Bu meslekte 50. yılıma girdiğim şu günlerde artık Amerikan emperyali ve ABD'nin dış politikasını askerileştirmesi beni karamsarlığa sevkediyor. Soğuk Savaş'ın gergin mücadelesi sırasında ABD en büyük başarılarını, gücünü hazırda tutsa da fiilen kullanmadığı zamanlarda yaşadı. Çağımızın öbür jeopolitik depremi olan Avrupa sömürgeciliğinin bitişinde de yine, ideallerimizi isteksiz ülkelere dayatmak yerine kendimiz uygulayıp örnek oluşturduğumuz zaman daha başarılıydık. Amerikalılar imparatorluk kurmayı becerebilen bir millet değil.
Amerika Kore'de savaşa girmekte haklıydı haklı olmaya, ama General
Douglas MacArthur'un misyonu Güney Kore'yi savunmakla yetineceği yerde
Kuzey Kore'yi de fethetmeye kalkışmasaydı, Çin savaşa girmez ve binlerce kişi bir hiç uğruna canından olmazdı.
Bize Fransızlardan miras kalmış eski bir rejimi desteklemeye çalışan ABD'nin Hindiçin'ndeki trajik ve manasız çabalarını senelerdir yazıyorum. Bugünse Irak'ta İngiliz İmparatorluğu'ndan kalma bir varlığı tek parça tutmaya çabalıyoruz.
Yazdığım en ümit verici haberler eski Mısır devlet başkanı Enver Sedat'ın Kudüs ziyareti ve Berlin Duvarı'nın yıkılışıyken, en iç karartıcısı Amerikan işgali altındaki Bağdat'a yaptığım ziyaretti. İlle askeri güç kullanılacaksa bunun nasıl yapılması gerektiğinin en güzel örneği George H.W. Bush'un Kuveyt'i kurtarma savaşıydı; savaş geniş uluslararası katılımla hızla sona erdirildi, yeterli miktarda kuvvet sınırlı ve erişilebilir amaçlara yönlendirildi. En kötü örnekse oğlunun Irak'a saldırması oldu.

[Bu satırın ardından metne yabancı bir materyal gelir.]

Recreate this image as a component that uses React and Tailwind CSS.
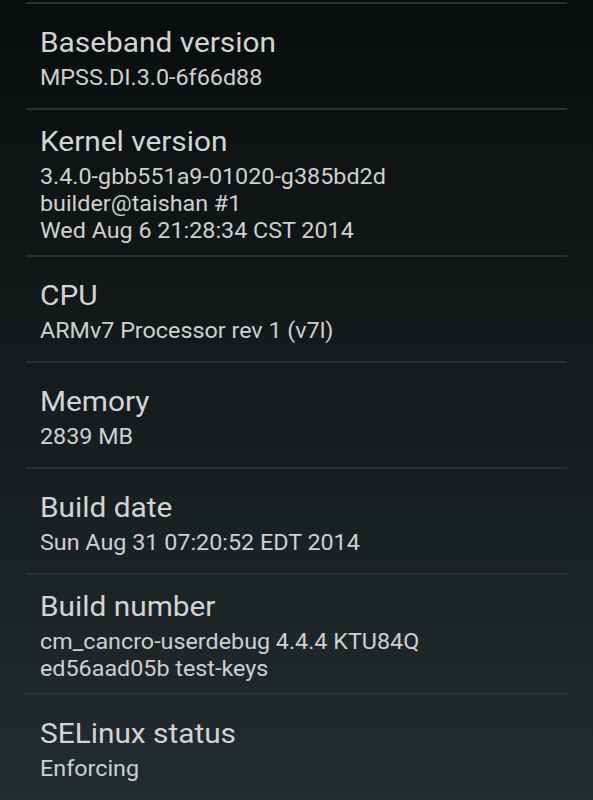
import React from "react";

const rows = [
  { title: "Baseband version", lines: ["MPSS.DI.3.0-6f66d88"] },
  {
    title: "Kernel version",
    lines: ["3.4.0-gbb551a9-01020-g385bd2d", "builder@taishan #1", "Wed Aug 6 21:28:34 CST 2014"],
  },
  { title: "CPU", lines: ["ARMv7 Processor rev 1 (v7l)"] },
  { title: "Memory", lines: ["2839 MB"] },
  { title: "Build date", lines: ["Sun Aug 31 07:20:52 EDT 2014"] },
  { title: "Build number", lines: ["cm_cancro-userdebug 4.4.4 KTU84Q", "ed56aad05b test-keys"] },
  { title: "SELinux status", lines: ["Enforcing"] },
];

function Divider() {
  return <div className="mx-[26px] h-[2px] bg-[#2b3032]" />;
}

function Row({ title, lines }) {
  return (
    <div className="flex min-h-[104px] flex-col justify-center px-[40px] pb-[11px] pt-[14px]">
      <div className="origin-left scale-x-[1.065] whitespace-nowrap text-[28px] leading-[36px] text-[#d4d4d4]">
        {title}
      </div>
      <div className="mt-[3px] origin-left scale-x-[1.06] whitespace-nowrap text-[22px] leading-[27px] text-[#d0d0d0]">
        {lines.map((l, i) => (
          <div key={i}>{l}</div>
        ))}
      </div>
    </div>
  );
}

export default function App() {
  return (
    <div
      className="h-[800px] w-[593px] overflow-hidden bg-gradient-to-b from-[#0a0d0d] to-[#232c2f]"
      style={{ fontFamily: "Roboto, 'Noto Sans', sans-serif" }}
    >
      <div className="h-[2px]" />
      {rows.map((r, i) => (
        <React.Fragment key={i}>
          <Divider />
          <Row {...r} />
        </React.Fragment>
      ))}
    </div>
  );
}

İçimize kapanmayalım ama...
Amerikan idealizmi dünyada birçok iyilik yapabilir ve yaptı da. Ama özgürlük, demokrasi, serbest pazar ve Amerikan yaşam tarzı silahlarla dayatılınca, elde ettiklerimize değmedi, bedeli çok ağır oldu. Çoğunlukla büyük can ve mal kayıplarına ve dünyada Amerikan itibarının azalmasına, bununla birlikte dünyayı daha iyi bir yer yapabilme yetisinin de kaybına yol açtı.
Amerika'nın dünya meselelerine el atmaya devam etmesi gerekiyor ve bunun cevabı kendi içine kapanmak değil.
Cevap Graham Greene'in bombaların demokrasi getirebileceğine inanan bir kahramanı anlattığı 'Quiet American' (Sessiz Amerikalı) eserinde saklı.
Kitapta Greene'in yaşlı gazetecisi insanların aslında ne istediğini söyler: "Yiyecek pirinç istiyorlar. Vurulmak istemiyorlar. Günün birinde başkaları gibi olabilmeyi istiyorlar. Bizim beyaz beyaz etrafta dolanıp 'siz şunu istiyorsunuz' dememizi istemiyorlar."